We received a $357 million cash payment from Credit Suisse in the second quarter. While it took some time litigation with Credit Suisse with respect to certain auction rate securities has finally ended making ST whole by recovering an amount slightly higher than the full amount initially invested plus lost interest and expenses. Talking about the key facts of the past quarter, I wanted to briefly highlight that in June we began to have some challenges impacting our business and our manufacturing, as a result of weaker demand, and a much weaker than planned outlook for wireless products from one major customer.
This change in demand has and will in the near-term negatively affect sales in power discrete, imaging and in the wireless JV as well as our manufacturing, as I will discuss later. Additionally, we saw some signs of softening demand in some of our businesses, such as digital consumer and microcontrollers. Turning now to ST-Ericsson, there are several points I would like to make and they fall into three blocks, legacy sales, new product traction and the timeline of the anticipated new product ramps.

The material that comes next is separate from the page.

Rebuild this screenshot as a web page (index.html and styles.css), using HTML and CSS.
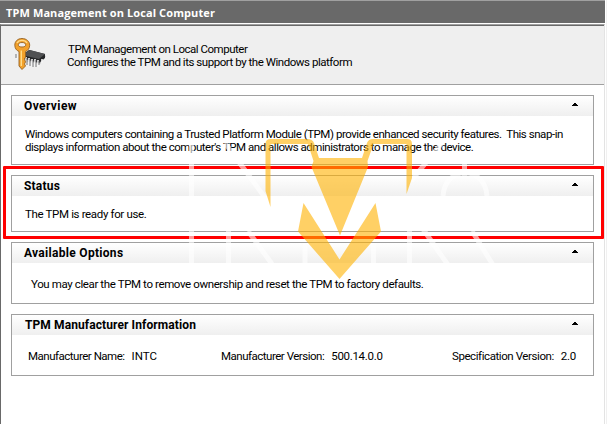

First, with respect to legacy sales, the situation with a major customer of the legacy product portfolio is making the transition quite challenging with Q2 sales down 10% sequentially and 34% year-over-year and the first half sales also down 34%. Taking into account the joint ownership, our wireless operating loss excluding non-controlling interest was $102 million in the second quarter.
Second, the quality of ST-Ericsson’s product roadmap to develop innovative solutions has enabled the company to gain traction with existing customers and to expand its customer base. So the focus is on execution, delivering new products to customers in the targeted high-growth smartphone and tablet applications they are addressing. We continuously monitor how design wins will evolve with the existing and new targeted customers.